Today, I still do not claim to be a great leader. The best I can say is I’m a leader who has learned, and who continues to learn, through my experiences and the experiences of others. Here are some of the things I’ve learned:
- Realize you will not always be the leader. You are the leader now, but you will not lead forever. Callings change. Health issues erupt. Organizations restructure. And – though this thought is difficult for some of us to imagine – those organizations often go on well without us. We sometimes become only one of the pictures of past leaders hanging on the wall, all photographic reminders that an organization is much bigger than we are.
- Continually have an “intern” learning with you. Leadership is not only about what we do today; it is also about what happens when we’re no longer in the leadership role. I know few leaders who would say otherwise, but I also know few leaders who act as if they believe these words. Too many leaders seemingly are striving to build their own kingdom with little regard for what happens in a future beyond their leadership.
- Get some rest. Frankly, I’d prefer not to include this reflection, as I’m not very good at this one. I try to get needed rest at night, but I’m not faithful in taking time for vacation and renewal. I, like many other leaders, need to heed the words of the great theologian John Stott, “God knew what he was doing when he gave us one day’s rest in seven, and we should not claim greater wisdom than he.”
- Prioritize evangelism. Church leadership – whether full-time, part-time, or volunteer – is so multi-faceted and time consuming that it’s easy to fail to do evangelism. Evangelism is not likely to occur unless we prioritize it in our conversations, our relationships, and our daily calendar.

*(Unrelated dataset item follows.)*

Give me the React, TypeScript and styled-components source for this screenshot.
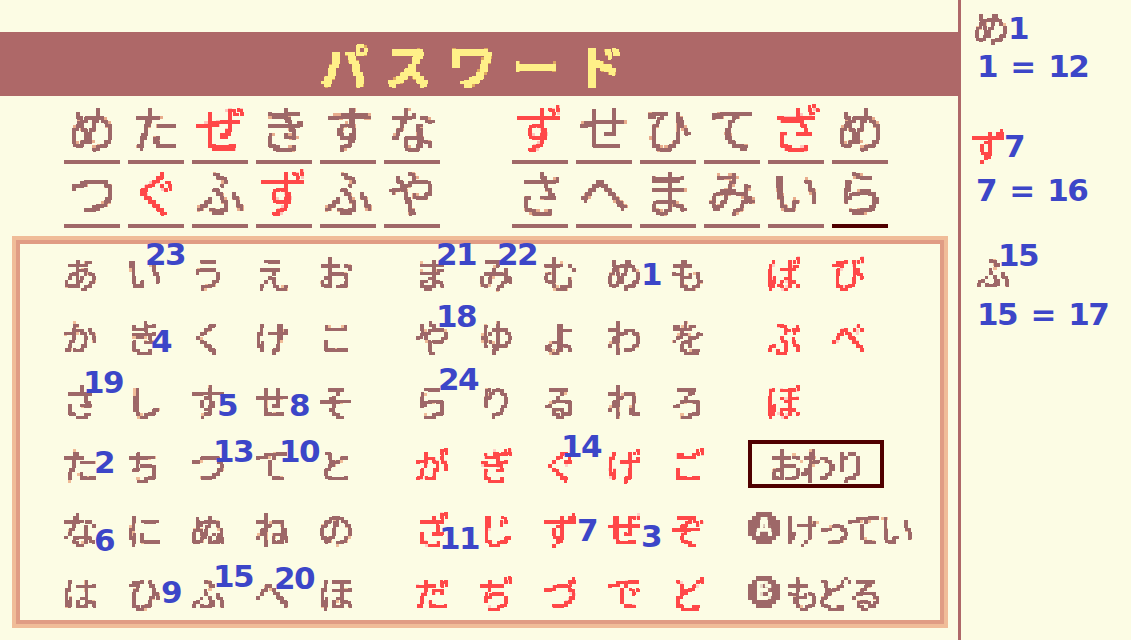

- Enlist prayer partners. Do not assume that others are praying regularly for you simply because you are a church leader. The reality is that many church members pray for you only when they learn of a problem. Your leadership will be stronger if you have enlisted and challenged a specific group of people to pray for you intentionally and regularly.
- Take care of your body. God created all of our being, including our bodies. Our physical being faces enough struggle simply because of our fallenness; why exacerbate the problem by failing to take care of ourselves? The work of God’s church is so great that we ought to strive to be fully able to carry out the task.
- Take at least one mission trip annually. Life situations may hinder following this suggestion, but the strongest leaders I know sacrifice time and funds to reach the nations. We have great access to the world, including places opposed to Christianity. The world has come to North America as well, so this “trip” might be across our continent. Again, though, leaders must prioritize this Great Commission commitment.
- Annually read at least one leadership biography. The Bible is all-sufficient for our task, but that truth does not preclude a need to learn from other sources. We can learn much – both positive and negative – by studying how historical leaders dealt with their specific contexts and issues. Moreover, biographies are often filled with illustrations for preaching and teaching.
- Be aware of the dangers of email. Because of my work with missionaries, I’m grateful for email. At the same time, though, email is dangerous. The buffer of cyberspace somehow permits us to be rude and ungodly at times in our interaction with others. Several friends I know fell morally into relationships that began with seemingly “safe” email intimacy. Needless to say, we leaders need godly wisdom here.
- Never stop learning and growing. When you think you no longer need to learn and grow, you’ve just forfeited your right to lead.
What other reflections would you add to this list?